Sent from AutoGuide.com Free App


----------



## trevor_geiger (Nov 29, 2012)

I like what you've done so far and I agree with the hids. Better be careful with them. 


Sent from AutoGuide.com Free App


----------



## 99_XC600 (Feb 24, 2013)

Looks good so far. But please fix the lights. Otherwise you will get accustom to this saying

HID in a reflective housing = Hello I'm a Dickhead.


----------



## nike12000 (Sep 13, 2013)

projectors are on the list but I cant find them for less then $350 ish any suggestion or do I need to pay to play also What are the thoughts on dipping the mirrors?


----------



## trevor_geiger (Nov 29, 2012)

nike12000 said:


> projectors are on the list but I cant find them for less then $350 ish any suggestion or do I need to pay to play also What are the thoughts on dipping the mirrors?



I dipped my mirrors, gave the car a nice look. Just hope a big bug doesn't hit your mirror..I had to redo one because he destroyed the dip lol..I was like wth?


----------



## nike12000 (Sep 13, 2013)

trevor_geiger said:


> I dipped my mirrors, gave the car a nice look. Just hope a big bug doesn't hit your mirror..I had to redo one because he destroyed the dip lol..I was like wth?


Never even gave that a thought... does the glossafier "sp" help to strengthen that at all? Also how does it hold up thought the winter if the snow gonna destroy it should I remove before then and redo in the spring or think it would last? This is my first time using dip on anyting


----------



## trevor_geiger (Nov 29, 2012)

nike12000 said:


> Never even gave that a thought... does the glossafier "sp" help to strengthen that at all? Also how does it hold up thought the winter if the snow gonna destroy it should I remove before then and redo in the spring or think it would last? This is my first time using dip on anyting


I didn't put gloss on until I just redid it the other week. I can't help you with the snow answer, I just started doing dip over the summer and it is very fun to do and use. You'll get addicted lol. 

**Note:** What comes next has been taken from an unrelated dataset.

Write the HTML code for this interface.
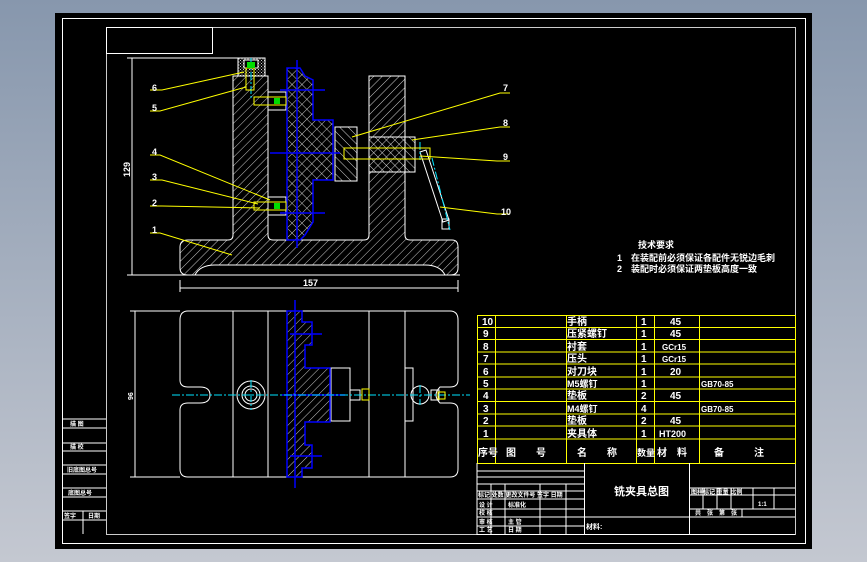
<!DOCTYPE html>
<html><head><meta charset="utf-8"><style>
html,body{margin:0;padding:0;width:867px;height:562px;overflow:hidden;background:linear-gradient(#8797ad,#c4c8d1);}
svg{display:block}
text{font-family:"Liberation Sans","Noto Sans CJK SC",sans-serif;fill:#fff;font-weight:bold}
</style></head><body>
<svg width="867" height="562" viewBox="0 0 867 562" xmlns="http://www.w3.org/2000/svg">
<defs>
<pattern id="h" width="6" height="6" patternUnits="userSpaceOnUse" patternTransform="rotate(45)"><line x1="0" y1="0" x2="0" y2="6" stroke="#fff" stroke-width="0.8"/></pattern>
<pattern id="hb" width="6" height="6" patternUnits="userSpaceOnUse" patternTransform="rotate(-45)"><line x1="0" y1="0" x2="0" y2="6" stroke="#fff" stroke-width="0.8"/></pattern>
<pattern id="x" width="7" height="7" patternUnits="userSpaceOnUse" patternTransform="rotate(45)"><path d="M0 0V7M0 0H7" stroke="#fff" stroke-width="0.8"/></pattern>
<pattern id="d" width="3" height="3" patternUnits="userSpaceOnUse"><rect width="1" height="1" fill="#ccc"/><rect x="1.5" y="1.5" width="1" height="1" fill="#ccc"/></pattern>
</defs>
<rect x="55" y="13" width="757" height="536" fill="#000"/>
<g fill="none" stroke="#fff" stroke-width="1">
<rect x="62.5" y="18.5" width="743" height="525"/>
<rect x="106.5" y="27.5" width="689" height="507" stroke="#ccc"/>
<rect x="106.5" y="27.5" width="106" height="26"/>
<!-- left title block -->
<path d="M62 419H106M62 428H106M62 443H106M62 451H106M62 465H106M62 474H106M62 488H106M62 497H106M62 511H106M62 520H106M83 511V534"/>
<!-- dims front -->
<path d="M127 58H265M132 58V275M127 275H460M180 280V292M458 280V292M180 288H458"/>
<!-- front view body -->
<path d="M233 76H268V235Q268 240 273 240H364Q369 240 369 235V76H405V235Q405 240 410 240H452Q458 240 458 247V268Q458 275 450 275H445Q440 265 425 265H215Q200 265 195 275H188Q180 275 180 268V247Q180 240 188 240H228Q233 240 233 235Z" fill="url(#h)"/>
<rect x="238" y="58" width="27" height="18" fill="url(#d)"/>
<rect x="244" y="60" width="14" height="8" fill="#000"/>
<rect x="335" y="127" width="22" height="54" fill="url(#hb)"/>
<rect x="369" y="137" width="46" height="35" fill="url(#hb)"/>
<rect x="268" y="92" width="18" height="18" fill="#000"/>
<rect x="268" y="197" width="18" height="18" fill="#000"/>
<path d="M420 152L443 222L449 220L426 150Z"/>
<rect x="442" y="219" width="7" height="10"/>
<!-- plan view -->
<path d="M190 311H450Q458 311 458 320V380Q458 387 450 387H440Q432 395 440 403H450Q458 403 458 410V469Q458 477 450 477H188Q180 477 180 469V410Q180 403 188 403H200Q210 403 210 395Q210 387 200 387H188Q180 387 180 380V320Q180 311 188 311Z"/>
<path d="M233 311V477M268 311V477M369 311V477M405 311V477M130 311H180M130 477H180M135 311V477"/>
<circle cx="251" cy="395" r="14"/><circle cx="251" cy="395" r="9"/><circle cx="251" cy="395" r="6"/>
<rect x="331" y="368" width="19" height="53" fill="#000"/>
<path d="M350 390H360V400H350M405 368H413V421H405"/>
<circle cx="420" cy="395" r="9"/>
<rect x="431" y="390" width="8" height="10"/>
</g>
<!-- blue parts -->
<g fill="none" stroke="#0000ff" stroke-width="1.5">
<path d="M287 68H300L305 76L313 80V120H333V180H313V222L305 235L300 240H287Z" fill="url(#x)"/>
<path d="M280 90H325M280 213H325M270 153H340M297 60V248"/>
<path d="M287 311H302V322H312V345H305V368H330V422H305V445H312V468H302V477H287Z" fill="url(#h)"/>
<path d="M295 300V488M282 395H345M290 334H322M290 456H322"/>
</g>
<g stroke="#00e5ff" stroke-width="1" stroke-dasharray="8 2 2 2" fill="none">
<path d="M172 395H470M251 380V410M420 385V405M251 58V98M420 142V160M432 158L450 230"/>
</g>
<g fill="none" stroke="#ffff00" stroke-width="1">
<rect x="246" y="68" width="8" height="22"/>
<rect x="254" y="97" width="32" height="8"/>
<rect x="254" y="202" width="32" height="8"/>
<rect x="344" y="148" width="86" height="11"/>
<rect x="362" y="389" width="7" height="11"/>
<rect x="438" y="392" width="7" height="7"/>
<path d="M150 90H162L244 72M150 111H160L246 87M150 155H160L270 200M150 180H162L258 204M150 206H162L260 208M150 233H160L232 255"/>
<path d="M352 137L500 93H510M412 140L500 127H510M420 156L497 161H510M440 207L497 214H510"/>
</g>
<g fill="#00dd00"><rect x="247" y="62" width="8" height="6"/><rect x="274" y="98" width="6" height="6"/><rect x="274" y="203" width="6" height="6"/></g>
<!-- labels -->
<g font-size="9">
<text x="152" y="91">6</text><text x="152" y="111">5</text><text x="152" y="155">4</text><text x="152" y="180">3</text><text x="152" y="206">2</text><text x="152" y="233">1</text>
<text x="503" y="91">7</text><text x="503" y="126">8</text><text x="503" y="160">9</text><text x="501" y="215">10</text>
<text x="303" y="286">157</text>
<text transform="translate(130,177) rotate(-90)">129</text>
<text transform="translate(133,400) rotate(-90)" font-size="7">96</text>
</g>
<g font-size="9">
<text x="638" y="248">技术要求</text>
<text x="617" y="261">1　在装配前必须保证各配件无锐边毛刺</text>
<text x="617" y="272">2　装配时必须保证两垫板高度一致</text>
</g>
<!-- parts table -->
<g fill="none" stroke="#ffff00" stroke-width="1">
<rect x="477.5" y="315.5" width="318" height="148"/>
<path d="M477 327.5H795M477 339.5H795M477 352H795M477 364H795M477 377H795M477 389H795M477 401.5H795M477 414H795M477 426H795M477 439H795M495.5 315V463M566.5 315V463M636.5 315V463M654.5 315V463M699.5 315V463"/>
</g>
<g font-size="10">
<text x="482" y="325">10</text><text x="567" y="325">手柄</text><text x="641" y="325">1</text><text x="670" y="325">45</text>
<text x="483" y="337">9</text><text x="567" y="337">压紧螺钉</text><text x="641" y="337">1</text><text x="670" y="337">45</text>
<text x="483" y="350">8</text><text x="567" y="350">衬套</text><text x="641" y="350">1</text><text x="662" y="350" font-size="8">GCr15</text>
<text x="483" y="362">7</text><text x="567" y="362">压头</text><text x="641" y="362">1</text><text x="662" y="362" font-size="8">GCr15</text>
<text x="483" y="375">6</text><text x="567" y="375">对刀块</text><text x="641" y="375">1</text><text x="670" y="375">20</text>
<text x="483" y="387">5</text><text x="567" y="387" font-size="9">M5螺钉</text><text x="641" y="387">1</text><text x="701" y="387" font-size="8">GB70-85</text>
<text x="483" y="399">4</text><text x="567" y="399">垫板</text><text x="641" y="399">2</text><text x="670" y="399">45</text>
<text x="483" y="412">3</text><text x="567" y="412" font-size="9">M4螺钉</text><text x="641" y="412">4</text><text x="701" y="412" font-size="8">GB70-85</text>
<text x="483" y="424">2</text><text x="567" y="424">垫板</text><text x="641" y="424">2</text><text x="670" y="424">45</text>
<text x="483" y="437">1</text><text x="567" y="437">夹具体</text><text x="641" y="437">1</text><text x="659" y="437" font-size="9">HT200</text>
<text x="478" y="456">序号</text><text x="506" y="456">图　　号</text><text x="577" y="456">名　　称</text><text x="637" y="456" font-size="9">数量</text><text x="657" y="456">材　料</text><text x="714" y="456">备　　　注</text>
</g>
<!-- title block -->
<g fill="none" stroke="#fff" stroke-width="1">
<path d="M477 463V534.5H795M584.5 463V534M689.5 463V534M477 471H584M477 477H584M477 484H584M477 491H584M477 499H584M477 509H584M477 517H584M477 526H584M491 484V534M505 484V534M540 484V534M566 484V534M689 488H795M689 495H795M689 509H795M584 517H795M703 488V509M717 488V509M731 488V509M753 488V509M774 488V509M742 509V517"/>
</g>
<g font-size="6">
<text x="478" y="497">标记 处数 更改文件号 签字 日期</text>
<text x="479" y="507">设 计</text><text x="508" y="507">标准化</text>
<text x="479" y="515">校 核</text><text x="479" y="524">审 核</text><text x="508" y="524">主 管</text>
<text x="479" y="532">工 艺</text><text x="508" y="532">日 期</text>
<text x="691" y="494">图样标记 重量 比例</text><text x="758" y="506">1:1</text>
<text x="695" y="515">共　张　第　张</text>
<text x="70" y="426">描 图</text><text x="70" y="449">描 校</text><text x="67" y="472">旧底图总号</text><text x="68" y="495">底图总号</text><text x="64" y="518">签字</text><text x="88" y="518">日期</text>
</g>
<text x="614" y="495" font-size="11">铣夹具总图</text>
<text x="586" y="529" font-size="7">材料:</text>
</svg>
</body></html>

Sent from AutoGuide.com Free App


----------



## Rocky87 (Apr 28, 2013)

I love the lights


----------



## nike12000 (Sep 13, 2013)

trevor_geiger said:


> I didn't put gloss on until I just redid it the other week. I can't help you with the snow answer, I just started doing dip over the summer and it is very fun to do and use. You'll get addicted lol.
> 
> 
> Sent from AutoGuide.com Free App


Just doing the wheels im hooked its soo cheap and lets you be sooo creative I love it!


----------



## nike12000 (Sep 13, 2013)

Rocky87 said:


> I love the lights


Thank you I like them to and im sure they will be ever better when I can afford projectors


----------



## ChevyAllDay (Jul 24, 2013)

very nice progress! love the lights also! i have 6Ks on mine. did you do the fogs also? love the LTZ wheels as well, dipped or not they look great. keep up your good work!


----------



## cdb09007 (Aug 7, 2013)

I am in love with those wheels. The dip also makes them look 100x better in my opinion.


----------



## nike12000 (Sep 13, 2013)

ChevyAllDay said:


> very nice progress! love the lights also! i have 6Ks on mine. did you do the fogs also? love the LTZ wheels as well, dipped or not they look great. keep up your good work!

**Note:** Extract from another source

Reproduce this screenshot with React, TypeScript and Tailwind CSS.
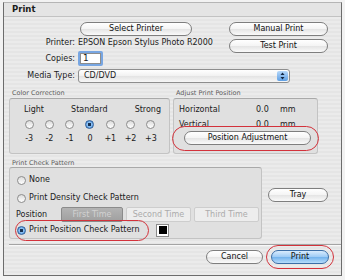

I didnt do anything to the fogs yet as I almost never use them first car I have had thats had them honestly I forget they are their 1/2 the time think I should do hid there also?


----------



## nike12000 (Sep 13, 2013)

cdb09007 said:


> I am in love with those wheels. The dip also makes them look 100x better in my opinion.


Thank you I like it so far I'm dipping the side mirrors to match as we speak and I did the back bow Tie to see how it looks worse case I will just peel it off


----------



## nike12000 (Sep 13, 2013)

Here guys did my mirrors to match the wheels also did the rear bow-tie please let me know what you guys think!!

Before just rims








With rims and mirrors








Other misc pics of the process 


















The red tint you see on the mirror is actually my shirt... its a metallic dip so is slightly reflective and also has 2 coats of gloss like the rims
















bow-ties


----------



## nike12000 (Sep 13, 2013)

cdb09007 said:


> I am in love with those wheels. The dip also makes them look 100x better in my opinion.


got my stuff from http://www.dipyourcar.com So far super pleased their customer service was great and it was $50 for 4 cans of dip and 2 cans of gloss/clear


----------



## raz (Jul 31, 2013)

Nice work nike12000, I also have the same color just a 2012 LTZ also dipped the rims black its been about a month in a half and I feel like its fading looks dusty now even after a wash. You used glorifier on your rims from plastidip? let me know how that is holding up id go for that next if it works out better


----------



## nike12000 (Sep 13, 2013)

Also forgot to show these came with the car cant take credit but still something that not everyone has


----------



## nike12000 (Sep 13, 2013)

raz said:


> Nice work nike12000, I also have the same color just a 2012 LTZ also dipped the rims black its been about a month in a half and I feel like its fading looks dusty now even after a wash. You used glorifier on your rims from plastidip? let me know how that is holding up id go for that next if it works out better


I can deff do that I have 4-5 coats of dip and 2 of the gloss so heres hoping they hold up.... but really for less then 50 bucks even if get away with 5-6 months more would be ideal but i love the look now that the mirrors are done I feel like it really connects the dots kinda thing


----------



## Chevyderek72 (May 16, 2011)

Not sure if I missed it, but is that the anthracite grey dip? 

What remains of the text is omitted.